Thinking Historically

The project evaluation showed that with well-planned curriculum and teachers who enacted the SCHP philosophy, adolescents could learn to reason about history in sophisticated ways. This finding contrasted sharply with overzealous Piagetian ideas that historical reasoning was beyond the ken of middle and high school students.

Getting Better at History

A lasting contribution of SCHP was its model of how adolescents "get better at history." In other words, what does it mean to make progress in historical understanding or become more sophisticated as a historical thinker? In his evaluation report, Denis Shemilt provided a rough model of how adolescents progress in historical reasoning:

  • At Level I, adolescents view history as random events, with no inner logic other than their arrangement in chronological sequence.
  • At Level II they view history with "an austere, Calvinistic logic," equating historical understanding with putting pieces of a puzzle into a preexisting form. They view history as an inevitable progression of events.
  • At Level III, adolescents have a budding awareness of the difference between historical narratives and "the past"—and they begin to understand that narratives, based on selected pieces of surviving evidence, never fully capture the complexity of what occurred in a different time.
  • At Level IV, adolescents start to see problems with a search for timeless explanatory principles and come to understand historical explanation as specific and rooted in particular epochs and contexts.
Assessment

SCHP also left behind an approach to assessment that differs from the multiple-choice tests familiar in this country. In SCHP examinations, students reviewed short, carefully selected documents (including photos and charts) and had to respond in a few short sentences. These assessments allowed Project leaders to not only track student progress but also to detect common student misconceptions that could be addressed in future instruction.

In the Classroom
  • Recognize that many of your students will come to your classroom with beliefs about history that may prevent them from learning what you want to teach them.
  • Work to uncover students' preexisting beliefs.

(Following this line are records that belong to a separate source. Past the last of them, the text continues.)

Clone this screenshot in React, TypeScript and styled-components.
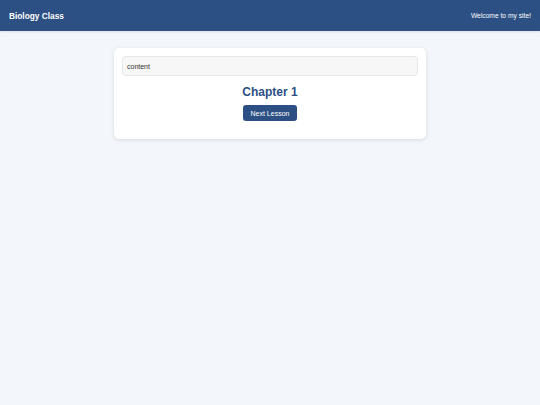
import React from 'react';
import styled, { createGlobalStyle } from 'styled-components';

const GlobalStyle = createGlobalStyle`
    html, body {
        margin: 0;
        padding: 0;
        background: #f3f6fa;
        font-family: "Liberation Sans", Arial, sans-serif;
    }
`;

const App = () => {
    return (
        <Page>
            <GlobalStyle />
            <Header>
                <SiteTitle>Biology Class</SiteTitle>
                <Welcome>Welcome to my site!</Welcome>
            </Header>
            <Main>
                <Card>
                    <ContentBox>content</ContentBox>
                    <ChapterTitle>Chapter 1</ChapterTitle>
                    <NextButton>Next Lesson</NextButton>
                </Card>
            </Main>
        </Page>
    );
};

const Page = styled.div`
    min-height: 405px;
    background: #f3f6fa;
`;

const Header = styled.header`
    height: 31px;
    display: flex;
    align-items: center;
    justify-content: space-between;
    padding: 0 9px 0 9px;
    background: #2c4f84;
    color: #ffffff;
    box-shadow: 0 1px 2px rgba(0, 0, 0, 0.1);
`;

const SiteTitle = styled.h1`
    margin: 0;
    font-size: 8.3px;
    font-weight: bold;
`;

const Welcome = styled.span`
    font-size: 6.7px;
`;

const Main = styled.main`
    display: flex;
    justify-content: center;
    padding-top: 17px;
`;

const Card = styled.section`
    width: 296px;
    padding: 8px 8px 18px;
    display: flex;
    flex-direction: column;
    align-items: center;
    background: #ffffff;
    border-radius: 5px;
    box-shadow: 0 1px 4px rgba(0, 0, 0, 0.12);
`;

const ContentBox = styled.div`
    align-self: stretch;
    box-sizing: border-box;
    height: 20px;
    padding: 0 4px;
    display: flex;
    align-items: center;
    font-size: 7px;
    color: #333333;
    background: #f7f7f7;
    border: 1px solid #e6e6e6;
    border-radius: 4px;
`;

const ChapterTitle = styled.h2`
    margin: 9px 0 6px;
    font-size: 12px;
    font-weight: bold;
    color: #2c4f84;
`;

const NextButton = styled.button`
    width: 54px;
    height: 16px;
    padding: 0;
    font-family: inherit;
    font-size: 7px;
    color: #ffffff;
    background: #2c4f84;
    border: none;
    border-radius: 3px;
    cursor: pointer;
`;

export default App;
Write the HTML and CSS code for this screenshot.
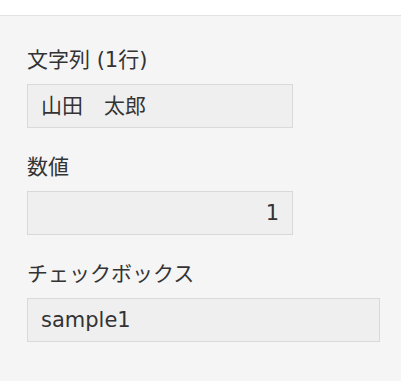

  • Start the school year with a "what is history" exercise. For example, bring in two different textbook accounts of the same event or contrast a new textbook's account with an older one.
  • Students will need practice with this type of exercise to overcome their initial confusion and gradually become more adept at dealing with multiple accounts.

  • Help students understand the connections between analyzing historical accounts and figuring out which of two modern newspaper accounts to believe.
  • Present students with short sources (such as those listed in the Sample Application) and help them see the relationship between what is said and who says it.

Sample Application

Study the sources below:

Source A: The (buffalo hunters) have done more in the last two years . . . to settle the Indian question, than the entire regular army has done in the last thirty years. . . Let them kill, skin, and sell until the buffaloes are exterminated. Then your prairies can be covered with speckled cattle and the festive cowboy, the forerunner of an advanced civilization. —General Philip Sheridan, U.S. Army, c. 1882.

Source B: That buffalo slaughter was a dirty business. . . All this slaughter was a put up job on the part of the government to control Indians by getting rid of their food supply. But just the same it was a low down dirty business. —Teddy Blue Abbot, a cowboy in the 1880s

How do the attitudes of Sheridan (Source A) and Abbot (Source B) differ?

Sample Student Responses:

  • According to the grading manual, sub-par answers were superficial, e.g.,
  • "Sheridan wanted killing/Abbot didn't."

  • An adequate answer compared "attitudes which can be reasonably inferred from sources, in their historical setting," e.g.,
  • "Sheridan says that killing the buffalo will get rid of the Indians, and he wants to do it because the army could not solve the Indian question. Abbot kills the buffalo but doesn't want to. He is not happy doing it. He does it for the government."

  • Advanced answers looked "beyond the immediate issue of killing buffalo," and took into consideration the probable interests of the two different authors, e.g.,
  • "Abbot is a cowboy and therefore presumably approves of cattle ranching … (as does Sheridan), but, unlike Sheridan, is sympathetic toward the Indian, and disapproves of the government policy of cutting off their food supply."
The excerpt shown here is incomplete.